The “New Immigrants” they’re talking about were mostly Catholics and Jews, Eastern and Southern Europeans whom the white Protestant majority thought would bring down the nation.

EVERY SLUR we sling, every racially dismissive comment we utter, every prejudice that we hold about immigrants today — I guarantee someone said that about our parents or grandparents, not so many generations ago.

Every time we emphasize the rule of law at the expense of immigrant families — I guarantee someone used “the rule of law” as an excuse to keep America closed to people like us.

Our ancestors sought a better life here — fleeing pogroms and poverty — and their patriotism was questioned, their fitness to be American was questioned, their right to be here, to work hard, to pay their dues and contribute to society — that was all questioned because they looked different and spoke with an accent and were crammed into small apartments and worked minimum wage jobs.

Consider, for a moment, the immigration quotas imposed in the 1920s to slow the arrival of these undesirables — including Jews! — into America.

Think about the tragedy of the St. Louis, the ship carrying nearly a thousand Jewish refugees from Germany in May 1939, seven months after Kristallnacht. They tried, and failed, to disembark in Cuba and then Florida. Because of quotas and distrust of immigrants — in particular, yes, Jews — the ship was turned away. The refugees returned to Europe and most of them were eventually deported to concentration camps.

That, in the extreme, is what immigration quotas look like, what distrust of immigrants can cause.

If we can’t see in the faces and the stories of today’s immigrants our parents and grandparents, then we have severed our ties to the journeys that got us here.

If gratitude to our immigrant ancestors doesn’t shape how we view immigrants today, then shame on us for taking for granted the privilege of American citizenship. Talk about an empty sense of entitlement.

CONSIDER THIS, too: Among our 12 million undocumented immigrants, there may be as many as several thousand Jews. They come from Israel, Romania, Russia, Latin America, Canada and elsewhere. Jews leaving home — that’s not a new story.

And yet they are invisible to us, to the Jewish community. They live in the shadows because our lawmakers have forgotten how to lead and we Jews have forgotten where we came from, where we still come from.

One observer asks: “How would any of us react if a family in our congregation were to be arrested and deported for overstaying a visa?”

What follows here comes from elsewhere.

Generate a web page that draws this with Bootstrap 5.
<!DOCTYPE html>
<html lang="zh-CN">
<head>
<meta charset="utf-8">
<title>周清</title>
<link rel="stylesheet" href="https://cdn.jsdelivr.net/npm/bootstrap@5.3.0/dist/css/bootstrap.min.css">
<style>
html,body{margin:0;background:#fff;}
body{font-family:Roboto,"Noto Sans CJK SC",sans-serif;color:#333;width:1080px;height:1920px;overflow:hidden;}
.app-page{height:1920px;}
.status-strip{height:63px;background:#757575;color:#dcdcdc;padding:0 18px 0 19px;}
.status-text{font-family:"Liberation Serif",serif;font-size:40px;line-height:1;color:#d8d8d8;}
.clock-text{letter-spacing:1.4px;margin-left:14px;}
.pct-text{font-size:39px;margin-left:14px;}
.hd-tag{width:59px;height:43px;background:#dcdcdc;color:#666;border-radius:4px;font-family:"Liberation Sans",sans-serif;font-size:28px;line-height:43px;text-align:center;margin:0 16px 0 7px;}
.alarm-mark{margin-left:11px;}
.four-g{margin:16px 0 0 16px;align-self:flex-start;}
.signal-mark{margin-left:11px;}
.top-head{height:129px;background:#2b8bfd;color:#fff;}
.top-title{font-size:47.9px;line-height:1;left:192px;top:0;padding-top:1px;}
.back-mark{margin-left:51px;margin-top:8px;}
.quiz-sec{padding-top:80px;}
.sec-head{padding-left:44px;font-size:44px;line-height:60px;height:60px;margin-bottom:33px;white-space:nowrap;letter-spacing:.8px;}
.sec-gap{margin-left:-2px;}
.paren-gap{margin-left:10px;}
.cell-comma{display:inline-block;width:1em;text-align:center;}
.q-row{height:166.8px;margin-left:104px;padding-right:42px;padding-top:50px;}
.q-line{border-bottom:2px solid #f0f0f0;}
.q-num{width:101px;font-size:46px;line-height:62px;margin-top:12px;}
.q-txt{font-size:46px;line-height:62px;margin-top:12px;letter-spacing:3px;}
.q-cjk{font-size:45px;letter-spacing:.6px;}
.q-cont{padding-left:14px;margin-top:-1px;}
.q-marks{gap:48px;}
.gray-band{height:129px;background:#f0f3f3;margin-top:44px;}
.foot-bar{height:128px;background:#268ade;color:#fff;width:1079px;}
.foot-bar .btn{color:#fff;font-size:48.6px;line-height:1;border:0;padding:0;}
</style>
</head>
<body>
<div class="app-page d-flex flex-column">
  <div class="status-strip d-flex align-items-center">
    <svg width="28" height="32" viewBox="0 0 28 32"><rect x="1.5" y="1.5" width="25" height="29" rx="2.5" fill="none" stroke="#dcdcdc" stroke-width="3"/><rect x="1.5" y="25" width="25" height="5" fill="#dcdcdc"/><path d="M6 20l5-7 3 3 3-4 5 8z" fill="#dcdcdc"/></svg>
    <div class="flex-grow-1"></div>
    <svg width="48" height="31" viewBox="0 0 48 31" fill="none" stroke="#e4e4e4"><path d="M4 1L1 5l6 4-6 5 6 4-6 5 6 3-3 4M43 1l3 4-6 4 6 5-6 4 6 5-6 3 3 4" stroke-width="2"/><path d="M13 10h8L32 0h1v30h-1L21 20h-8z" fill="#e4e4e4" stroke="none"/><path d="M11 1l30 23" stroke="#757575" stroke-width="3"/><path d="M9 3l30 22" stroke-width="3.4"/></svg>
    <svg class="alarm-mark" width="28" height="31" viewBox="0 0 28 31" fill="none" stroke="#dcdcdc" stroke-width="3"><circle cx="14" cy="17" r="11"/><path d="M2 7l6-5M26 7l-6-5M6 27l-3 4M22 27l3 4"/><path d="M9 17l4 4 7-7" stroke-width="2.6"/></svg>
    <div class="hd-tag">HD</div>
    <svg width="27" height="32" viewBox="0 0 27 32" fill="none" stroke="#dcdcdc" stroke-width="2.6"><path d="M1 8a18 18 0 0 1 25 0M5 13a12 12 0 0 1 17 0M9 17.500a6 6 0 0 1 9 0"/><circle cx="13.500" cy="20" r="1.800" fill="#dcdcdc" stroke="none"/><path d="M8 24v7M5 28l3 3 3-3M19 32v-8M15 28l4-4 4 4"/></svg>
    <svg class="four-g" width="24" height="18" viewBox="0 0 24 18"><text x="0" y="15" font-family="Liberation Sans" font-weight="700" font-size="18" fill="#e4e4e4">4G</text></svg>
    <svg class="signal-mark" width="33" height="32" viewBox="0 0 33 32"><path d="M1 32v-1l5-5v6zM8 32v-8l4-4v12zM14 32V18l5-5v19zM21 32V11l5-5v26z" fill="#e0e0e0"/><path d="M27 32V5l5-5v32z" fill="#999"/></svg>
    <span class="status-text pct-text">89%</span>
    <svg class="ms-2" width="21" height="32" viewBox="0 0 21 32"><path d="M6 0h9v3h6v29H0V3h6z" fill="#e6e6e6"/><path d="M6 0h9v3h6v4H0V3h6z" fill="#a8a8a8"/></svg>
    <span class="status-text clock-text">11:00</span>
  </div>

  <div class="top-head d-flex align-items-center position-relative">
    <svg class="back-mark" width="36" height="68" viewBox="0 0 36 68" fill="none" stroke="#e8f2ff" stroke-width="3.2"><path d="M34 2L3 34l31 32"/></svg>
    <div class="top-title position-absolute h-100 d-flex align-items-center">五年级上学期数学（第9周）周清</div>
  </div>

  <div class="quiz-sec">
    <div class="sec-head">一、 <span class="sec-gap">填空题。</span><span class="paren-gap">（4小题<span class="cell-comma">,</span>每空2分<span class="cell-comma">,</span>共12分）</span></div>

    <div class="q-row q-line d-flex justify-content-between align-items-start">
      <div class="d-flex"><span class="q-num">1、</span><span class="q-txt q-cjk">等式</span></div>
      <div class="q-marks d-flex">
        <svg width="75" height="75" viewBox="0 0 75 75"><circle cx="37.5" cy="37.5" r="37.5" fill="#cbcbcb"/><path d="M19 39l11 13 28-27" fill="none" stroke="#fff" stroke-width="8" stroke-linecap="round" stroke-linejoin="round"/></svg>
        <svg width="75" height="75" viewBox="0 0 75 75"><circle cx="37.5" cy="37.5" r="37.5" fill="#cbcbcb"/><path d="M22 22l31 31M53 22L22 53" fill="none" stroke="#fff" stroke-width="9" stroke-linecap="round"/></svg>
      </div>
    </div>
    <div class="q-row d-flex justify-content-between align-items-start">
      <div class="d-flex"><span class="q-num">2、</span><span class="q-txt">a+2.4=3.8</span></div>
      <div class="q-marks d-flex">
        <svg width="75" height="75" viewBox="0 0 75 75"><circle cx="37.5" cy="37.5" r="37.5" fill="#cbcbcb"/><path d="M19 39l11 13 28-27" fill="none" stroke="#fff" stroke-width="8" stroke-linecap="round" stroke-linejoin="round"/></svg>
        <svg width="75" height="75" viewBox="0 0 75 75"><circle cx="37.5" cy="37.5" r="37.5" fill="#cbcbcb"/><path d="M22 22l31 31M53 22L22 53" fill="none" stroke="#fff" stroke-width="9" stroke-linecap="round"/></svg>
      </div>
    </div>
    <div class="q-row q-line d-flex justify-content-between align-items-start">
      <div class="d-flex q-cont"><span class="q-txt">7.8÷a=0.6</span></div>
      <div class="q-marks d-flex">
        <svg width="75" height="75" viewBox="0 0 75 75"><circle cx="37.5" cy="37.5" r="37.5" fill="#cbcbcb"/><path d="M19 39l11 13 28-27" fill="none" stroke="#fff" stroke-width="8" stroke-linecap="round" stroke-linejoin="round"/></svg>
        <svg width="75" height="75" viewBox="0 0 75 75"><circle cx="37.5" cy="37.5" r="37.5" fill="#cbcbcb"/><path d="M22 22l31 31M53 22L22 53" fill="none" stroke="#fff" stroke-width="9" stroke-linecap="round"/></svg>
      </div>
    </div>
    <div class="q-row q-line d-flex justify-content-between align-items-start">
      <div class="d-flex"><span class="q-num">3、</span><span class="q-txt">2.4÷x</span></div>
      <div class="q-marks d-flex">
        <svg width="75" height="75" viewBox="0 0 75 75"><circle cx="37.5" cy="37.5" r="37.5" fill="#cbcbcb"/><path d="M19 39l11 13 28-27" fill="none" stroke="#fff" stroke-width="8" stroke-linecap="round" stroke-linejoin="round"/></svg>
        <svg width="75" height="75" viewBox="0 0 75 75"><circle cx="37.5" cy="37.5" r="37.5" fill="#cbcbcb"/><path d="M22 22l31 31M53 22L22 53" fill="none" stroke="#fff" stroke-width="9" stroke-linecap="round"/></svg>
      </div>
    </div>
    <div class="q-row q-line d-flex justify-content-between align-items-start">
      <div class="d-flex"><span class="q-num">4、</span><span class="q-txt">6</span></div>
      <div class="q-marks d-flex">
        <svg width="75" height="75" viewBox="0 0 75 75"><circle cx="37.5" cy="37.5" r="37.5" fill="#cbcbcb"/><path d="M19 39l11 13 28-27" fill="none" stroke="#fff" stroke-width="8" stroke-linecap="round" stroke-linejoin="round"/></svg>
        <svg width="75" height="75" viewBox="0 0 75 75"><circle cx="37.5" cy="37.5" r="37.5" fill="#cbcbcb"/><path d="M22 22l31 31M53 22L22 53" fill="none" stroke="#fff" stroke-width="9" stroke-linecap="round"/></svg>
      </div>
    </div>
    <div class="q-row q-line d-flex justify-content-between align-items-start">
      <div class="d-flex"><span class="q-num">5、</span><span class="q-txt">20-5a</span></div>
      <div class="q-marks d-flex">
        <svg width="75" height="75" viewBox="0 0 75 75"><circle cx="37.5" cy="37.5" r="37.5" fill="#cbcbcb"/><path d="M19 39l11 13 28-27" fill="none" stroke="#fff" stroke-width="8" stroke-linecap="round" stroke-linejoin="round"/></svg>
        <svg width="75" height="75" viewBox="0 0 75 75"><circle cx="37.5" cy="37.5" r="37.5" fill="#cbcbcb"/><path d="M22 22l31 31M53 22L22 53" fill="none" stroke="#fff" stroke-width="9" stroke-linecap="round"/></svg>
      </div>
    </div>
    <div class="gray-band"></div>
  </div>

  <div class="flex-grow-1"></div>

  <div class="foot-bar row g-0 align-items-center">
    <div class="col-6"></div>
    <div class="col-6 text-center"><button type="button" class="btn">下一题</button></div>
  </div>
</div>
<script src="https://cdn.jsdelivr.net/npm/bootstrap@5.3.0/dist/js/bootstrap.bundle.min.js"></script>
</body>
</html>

Now, I ask: How would we react if a family down the road in a Spanish-speaking Catholic church were arrested and deported — would it stir anything in us? Or have we simply accepted the premise that immigrants are “other,”outside our social circles, out of sight, out of mind, not our problem?

Does some niggling part of us even question whether they deserve to be here, whether they are capable of being fully American?

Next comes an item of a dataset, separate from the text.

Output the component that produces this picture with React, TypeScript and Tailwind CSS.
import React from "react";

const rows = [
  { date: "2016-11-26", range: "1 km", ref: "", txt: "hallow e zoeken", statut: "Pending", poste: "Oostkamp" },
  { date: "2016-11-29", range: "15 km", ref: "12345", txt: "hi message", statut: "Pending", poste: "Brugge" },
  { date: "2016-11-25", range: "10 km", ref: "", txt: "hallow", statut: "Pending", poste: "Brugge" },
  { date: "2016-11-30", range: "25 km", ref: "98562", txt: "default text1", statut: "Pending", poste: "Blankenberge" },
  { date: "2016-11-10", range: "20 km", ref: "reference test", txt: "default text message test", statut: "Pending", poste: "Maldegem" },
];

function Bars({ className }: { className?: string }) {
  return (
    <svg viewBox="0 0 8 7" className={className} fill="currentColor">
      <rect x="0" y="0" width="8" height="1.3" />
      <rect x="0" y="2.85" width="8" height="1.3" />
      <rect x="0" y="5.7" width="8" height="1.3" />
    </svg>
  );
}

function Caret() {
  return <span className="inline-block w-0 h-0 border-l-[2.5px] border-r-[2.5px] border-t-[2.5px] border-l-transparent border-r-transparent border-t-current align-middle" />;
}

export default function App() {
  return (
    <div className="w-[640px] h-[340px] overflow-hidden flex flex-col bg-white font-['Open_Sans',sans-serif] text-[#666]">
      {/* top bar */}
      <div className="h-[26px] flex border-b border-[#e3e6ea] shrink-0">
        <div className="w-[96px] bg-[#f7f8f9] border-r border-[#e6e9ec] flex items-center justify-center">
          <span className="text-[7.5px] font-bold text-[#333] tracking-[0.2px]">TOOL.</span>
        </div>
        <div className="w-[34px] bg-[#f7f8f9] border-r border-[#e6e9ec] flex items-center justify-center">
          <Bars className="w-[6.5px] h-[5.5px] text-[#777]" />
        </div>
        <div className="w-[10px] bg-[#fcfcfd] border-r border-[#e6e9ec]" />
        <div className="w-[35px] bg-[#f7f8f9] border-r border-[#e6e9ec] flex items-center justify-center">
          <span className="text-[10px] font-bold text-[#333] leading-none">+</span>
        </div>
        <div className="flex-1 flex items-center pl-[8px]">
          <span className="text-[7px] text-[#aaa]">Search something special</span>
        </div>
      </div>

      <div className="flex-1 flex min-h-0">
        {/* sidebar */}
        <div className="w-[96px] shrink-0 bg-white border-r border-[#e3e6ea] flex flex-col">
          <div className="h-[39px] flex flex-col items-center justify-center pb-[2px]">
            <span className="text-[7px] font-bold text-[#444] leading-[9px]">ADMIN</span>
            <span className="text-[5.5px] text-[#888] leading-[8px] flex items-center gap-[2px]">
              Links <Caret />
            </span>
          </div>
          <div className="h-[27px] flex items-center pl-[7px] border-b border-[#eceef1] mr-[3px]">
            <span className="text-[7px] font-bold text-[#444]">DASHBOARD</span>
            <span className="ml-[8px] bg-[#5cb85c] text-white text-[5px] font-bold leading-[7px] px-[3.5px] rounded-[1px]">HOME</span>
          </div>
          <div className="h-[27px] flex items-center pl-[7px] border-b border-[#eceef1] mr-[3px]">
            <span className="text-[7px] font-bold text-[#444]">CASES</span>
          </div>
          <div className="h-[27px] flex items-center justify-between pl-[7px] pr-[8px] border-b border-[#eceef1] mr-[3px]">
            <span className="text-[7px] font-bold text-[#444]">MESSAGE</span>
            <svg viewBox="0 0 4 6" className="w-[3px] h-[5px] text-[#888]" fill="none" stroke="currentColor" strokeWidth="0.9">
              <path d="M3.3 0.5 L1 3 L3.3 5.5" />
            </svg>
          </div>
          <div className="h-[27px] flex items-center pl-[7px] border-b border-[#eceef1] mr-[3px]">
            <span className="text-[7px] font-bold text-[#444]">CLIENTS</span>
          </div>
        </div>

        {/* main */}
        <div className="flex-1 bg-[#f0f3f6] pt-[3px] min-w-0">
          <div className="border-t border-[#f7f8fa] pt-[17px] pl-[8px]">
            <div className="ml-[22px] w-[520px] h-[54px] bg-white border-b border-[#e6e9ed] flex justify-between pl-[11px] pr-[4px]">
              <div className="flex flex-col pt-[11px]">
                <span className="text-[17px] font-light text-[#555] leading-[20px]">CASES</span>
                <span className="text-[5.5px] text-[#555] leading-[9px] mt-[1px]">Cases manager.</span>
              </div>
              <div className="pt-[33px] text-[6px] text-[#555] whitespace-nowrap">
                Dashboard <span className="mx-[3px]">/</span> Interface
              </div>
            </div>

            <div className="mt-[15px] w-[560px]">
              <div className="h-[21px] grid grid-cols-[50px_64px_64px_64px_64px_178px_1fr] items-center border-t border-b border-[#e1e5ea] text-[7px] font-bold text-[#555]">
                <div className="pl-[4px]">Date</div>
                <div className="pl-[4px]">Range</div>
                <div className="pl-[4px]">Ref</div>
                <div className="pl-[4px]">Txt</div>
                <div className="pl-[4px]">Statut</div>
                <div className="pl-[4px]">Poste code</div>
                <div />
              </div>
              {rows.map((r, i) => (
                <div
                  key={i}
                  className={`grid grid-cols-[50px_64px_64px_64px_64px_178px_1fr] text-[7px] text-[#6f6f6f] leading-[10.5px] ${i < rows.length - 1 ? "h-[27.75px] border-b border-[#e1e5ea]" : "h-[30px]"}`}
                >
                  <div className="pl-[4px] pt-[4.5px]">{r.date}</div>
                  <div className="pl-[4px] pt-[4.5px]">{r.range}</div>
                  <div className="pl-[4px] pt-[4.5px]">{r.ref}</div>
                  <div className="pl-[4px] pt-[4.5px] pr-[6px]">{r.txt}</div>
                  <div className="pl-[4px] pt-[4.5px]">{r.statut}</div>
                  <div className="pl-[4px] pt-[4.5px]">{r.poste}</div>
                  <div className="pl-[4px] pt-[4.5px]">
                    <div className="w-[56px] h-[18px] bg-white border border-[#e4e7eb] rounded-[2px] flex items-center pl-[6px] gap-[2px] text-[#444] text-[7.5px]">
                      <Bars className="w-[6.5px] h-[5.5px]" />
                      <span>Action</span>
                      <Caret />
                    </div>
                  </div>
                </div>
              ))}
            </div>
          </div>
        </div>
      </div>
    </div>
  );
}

G-d forbid — I hope not. What would our ancestors think? (A group of Reform rabbis and allies, known as Rabbis Organizing Rabbis, has been taking action recently to prevent deportations that would tear immigrant families apart.)

AS AMERICANS, we are a nation of laws but also of stories, national myths that define our ethos. As Jews, too, we are a people of laws and stories. Leaving aside the policy details (it would be nice if Congress would take those up in earnest), what we as Jews need to rekindle is the fire of America’s story, which is a profoundly Jewish story as well.

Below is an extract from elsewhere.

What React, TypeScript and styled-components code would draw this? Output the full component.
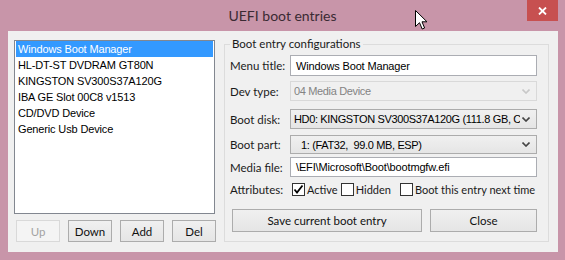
import React from "react";
import styled, { createGlobalStyle, css } from "styled-components";

const GlobalStyle = createGlobalStyle`
  html, body { margin: 0; padding: 0; background: #c895a9; }
  body { font-family: "Liberation Sans", Arial, sans-serif; }
  * { box-sizing: border-box; }
`;

const uiFont = `"Lato", "Liberation Sans", sans-serif`;
const ctlFont = `"Liberation Sans", Arial, sans-serif`;

const Window = styled.div`
  position: relative;
  width: 565px;
  height: 260px;
  background: #c895a9;
  display: flex;
  flex-direction: column;
  overflow: hidden;
`;

const TitleBar = styled.div`
  height: 31px;
  display: grid;
  grid-template-columns: 1fr auto 1fr;
  align-items: start;
`;

const Title = styled.div`
  font-family: ${uiFont};
  font-size: 14px;
  color: #3a2a33;
  line-height: 31px;
`;

const TitleRight = styled.div`
  display: flex;
  justify-content: flex-end;
  padding-right: 7px;
`;

const CloseButton = styled.div`
  width: 31px;
  height: 21px;
  background: #c75050;
  display: flex;
  align-items: center;
  justify-content: center;
`;

const Client = styled.div`
  flex: 1;
  margin: 0 7px 8px 8px;
  background: #f0f0f0;
  display: flex;
  align-items: flex-start;
  gap: 9px;
  padding: 5px 9px 10px 6px;
`;

const LeftColumn = styled.div`
  margin-top: 4px;
  width: 201px;
  flex: none;
  display: flex;
  flex-direction: column;
  gap: 6px;
`;

const ListBox = styled.div`
  height: 174px;
  background: #ffffff;
  border: 1px solid #828790;
  padding: 0 1px;
`;

const ListItem = styled.div<{ $selected?: boolean }>`
  height: 16px;
  line-height: 16px;
  padding-left: 2px;
  font-family: ${ctlFont};
  font-size: 11px;
  letter-spacing: -0.15px;
  color: #000;
  white-space: nowrap;
  ${(p) =>
    p.$selected &&
    css`
      background: #3399ff;
      color: #fff;
    `}
`;

const ButtonRow = styled.div`
  display: flex;
  gap: 8px;
  padding-left: 2px;
`;

const PushButton = styled.div<{ $w: number; $h: number; $disabled?: boolean }>`
  width: ${(p) => p.$w}px;
  height: ${(p) => p.$h}px;
  flex: none;
  display: flex;
  align-items: center;
  justify-content: center;
  font-family: ${uiFont};
  font-size: 11.5px;
  color: #111;
  border: 1px solid #acacac;
  background: linear-gradient(#f0f0f0, #e5e5e5);
  ${(p) =>
    p.$disabled &&
    css`
      color: #a3a3a3;
      border-color: #d9d9d9;
      background: #f4f4f4;
    `}
`;

const Group = styled.fieldset`
  margin: 0;
  width: 325px;
  min-width: 0;
  flex: none;
  height: 206px;
  border: 1px solid #dcdcdc;
  padding: 3px 11px 9px 5px;
  display: flex;
  flex-direction: column;
`;

const Legend = styled.legend`
  padding: 0 2px;
  font-family: ${uiFont};
  font-size: 11.5px;
  line-height: 16px;
  color: #1a1a1a;
`;

const FieldRow = styled.div<{ $mt: number; $h: number }>`
  margin-top: ${(p) => p.$mt}px;
  height: ${(p) => p.$h}px;
  display: flex;
  align-items: center;
  min-width: 0;
`;

const Label = styled.div`
  width: 60px;
  flex: none;
  font-family: ${uiFont};
  font-size: 11.5px;
  color: #1a1a1a;
  white-space: nowrap;
`;

const TextBox = styled.div`
  flex: 1;
  min-width: 0;
  height: 100%;
  background: #fff;
  border: 1px solid #abadb3;
  display: flex;
  align-items: center;
  padding-left: 5px;
  font-family: ${ctlFont};
  font-size: 11px;
  letter-spacing: -0.15px;
  color: #000;
  white-space: pre;
  overflow: hidden;
`;

const Combo = styled.div<{ $disabled?: boolean; $indent?: number }>`
  flex: 1;
  min-width: 0;
  height: 100%;
  display: flex;
  align-items: center;
  padding-left: ${(p) => p.$indent ?? 3}px;
  padding-right: 3px;
  font-family: ${ctlFont};
  font-size: 11px;
  letter-spacing: -0.35px;
  color: #000;
  white-space: pre;
  overflow: hidden;
  border: 1px solid #acacac;
  background: linear-gradient(#f0f0f0, #e5e5e5);
  ${(p) =>
    p.$disabled &&
    css`
      color: #838383;
      border-color: #d9d9d9;
      background: #f0f0f0;
    `}
`;

const ComboText = styled.span`
  flex: 1;
  min-width: 0;
  overflow: hidden;
`;

const Chevron = styled.svg`
  flex: none;
  margin-left: 2px;
  margin-right: 3px;
`;

const CheckRow = styled.div`
  display: flex;
  align-items: center;
`;

const CheckItem = styled.label<{ $ml: number }>`
  margin-left: ${(p) => p.$ml}px;
  display: flex;
  align-items: center;
  gap: 2px;
  font-family: ${uiFont};
  font-size: 11px;
  color: #1a1a1a;
  white-space: nowrap;
`;

const Box = styled.span`
  width: 13px;
  height: 13px;
  border: 1px solid #333;
  background: #fff;
  display: flex;
  align-items: center;
  justify-content: center;
`;

const ActionRow = styled.div`
  margin-top: 13px;
  margin-left: 2px;
  display: flex;
  gap: 8px;
`;

const Cursor = styled.svg`
  position: absolute;
  left: 415px;
  top: 10px;
`;

const ChevronIcon = ({ color }: { color: string }) => (
  <Chevron width="8" height="5" viewBox="0 0 8 5">
    <path d="M0.5 0.5 L4 4 L7.5 0.5" fill="none" stroke={color} strokeWidth="1.6" />
  </Chevron>
);

const Check = ({ checked, text, ml }: { checked?: boolean; text: string; ml: number }) => (
  <CheckItem $ml={ml}>
    <Box>
      {checked && (
        <svg width="11" height="11" viewBox="0 0 11 11">
          <path d="M1.5 5.5 L4 8.5 L9.5 1.5" fill="none" stroke="#000" strokeWidth="1.8" />
        </svg>
      )}
    </Box>
    {text}
  </CheckItem>
);

const entries = [
  "Windows Boot Manager",
  "HL-DT-ST DVDRAM GT80N",
  "KINGSTON SV300S37A120G",
  "IBA GE Slot 00C8 v1513",
  "CD/DVD Device",
  "Generic Usb Device",
];

export default function App() {
  return (
    <>
      <GlobalStyle />
      <Window>
        <TitleBar>
          <div />
          <Title>UEFI boot entries</Title>
          <TitleRight>
            <CloseButton>
              <svg width="9" height="8" viewBox="0 0 9 8">
                <path d="M1 0.5 L8 7.5 M8 0.5 L1 7.5" stroke="#fff" strokeWidth="1.8" />
              </svg>
            </CloseButton>
          </TitleRight>
        </TitleBar>
        <Client>
          <LeftColumn>
            <ListBox>
              {entries.map((e, i) => (
                <ListItem key={e} $selected={i === 0}>
                  {e}
                </ListItem>
              ))}
            </ListBox>
            <ButtonRow>
              <PushButton $w={44} $h={22} $disabled>
                Up
              </PushButton>
              <PushButton $w={44} $h={22}>Down</PushButton>
              <PushButton $w={44} $h={22}>Add</PushButton>
              <PushButton $w={44} $h={22}>Del</PushButton>
            </ButtonRow>
          </LeftColumn>
          <Group>
            <Legend>Boot entry configurations</Legend>
            <FieldRow $mt={0} $h={21}>
              <Label>Menu title:</Label>
              <TextBox>Windows Boot Manager</TextBox>
            </FieldRow>
            <FieldRow $mt={5} $h={20}>
              <Label>Dev type:</Label>
              <Combo $disabled>
                <ComboText>04 Media Device</ComboText>
                <ChevronIcon color="#c8c8c8" />
              </Combo>
            </FieldRow>
            <FieldRow $mt={8} $h={20}>
              <Label>Boot disk:</Label>
              <Combo>
                <ComboText>HD0: KINGSTON SV300S37A120G (111.8 GB, C</ComboText>
                <ChevronIcon color="#444" />
              </Combo>
            </FieldRow>
            <FieldRow $mt={6} $h={19}>
              <Label>Boot part:</Label>
              <Combo $indent={10}>
                <ComboText>1: (FAT32,  99.0 MB, ESP)</ComboText>
                <ChevronIcon color="#444" />
              </Combo>
            </FieldRow>
            <FieldRow $mt={3} $h={20}>
              <Label>Media file:</Label>
              <TextBox>\EFI\Microsoft\Boot\bootmgfw.efi</TextBox>
            </FieldRow>
            <FieldRow $mt={6} $h={13}>
              <Label>Attributes:</Label>
              <CheckRow>
                <Check checked text="Active" ml={2} />
                <Check text="Hidden" ml={3} />
                <Check text="Boot this entry next time" ml={9} />
              </CheckRow>
            </FieldRow>
            <ActionRow>
              <PushButton $w={190} $h={23}>Save current boot entry</PushButton>
              <PushButton $w={107} $h={23}>Close</PushButton>
            </ActionRow>
          </Group>
        </Client>
        <Cursor width="13" height="21" viewBox="0 0 13 21">
          <path
            d="M0.5 0.5 L0.5 16.5 L4.5 12.7 L7.2 19 L9.6 18 L7 11.8 L12 11.8 Z"
            fill="#fff"
            stroke="#000"
            strokeWidth="1"
          />
        </Cursor>
      </Window>
    </>
  );
}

The president quoted the Torah in his speech: “We shall not oppress a stranger, for we know the heart of a stranger — we were strangers once, too” (paraphrasing Exodus 23:9). He could have also quoted from Leviticus 19:33-34:

“When a stranger resides with you in your land, you shall not wrong him. The stranger who resides with you shall be to you as one of your citizens; you shall love him as yourself, for you were strangers in the land of Egypt: I the L-rd am your G-d.”

The Jewish story is a cycle of exile and homecoming, of migrating and putting down roots, of being a stranger and of receiving the stranger. At times we’ve been buffeted by the cruel tides of history, and at other times we’ve found refuge on welcoming shores.

How miraculous that here in America, whose founders envisioned her as a new Promised Land, we Jews have gone from being strangers to threads woven tightly into the fabric of American life. How ironic if that’s no longer the America we champion.

The Statue of Liberty, the “Mother of Exiles,” bears the words of a Jewish woman, Emma Lazarus. In her poem “The New Colossus,” she articulated that facet of American exceptionalism that is the absorption of immigrants:

Give me your tired, your poor,

Your huddled masses yearning to breathe free,

The wretched refuse of your teeming shore.

Send these, the homeless, tempest-tossed to me . . .

DOES THAT vision of Americas speak to us only when it concerns Jews? If so, what a failure of empathy. If we’ve lost the will to believe in that America, to trust in that promise, then we’ve come unmoored from our story, as Americans and as Jews. How quickly we’ve forgotten what it feels like to be a stranger.

Our memory lapse may be a blessing when it means we’ve found a place to call home, but it is a curse when it causes us to forget that the duty of loving the stranger is at the very heart of what it means to be a Jew.

Rabbi David Segal is the spiritual leader of the Aspen Jewish Congregation.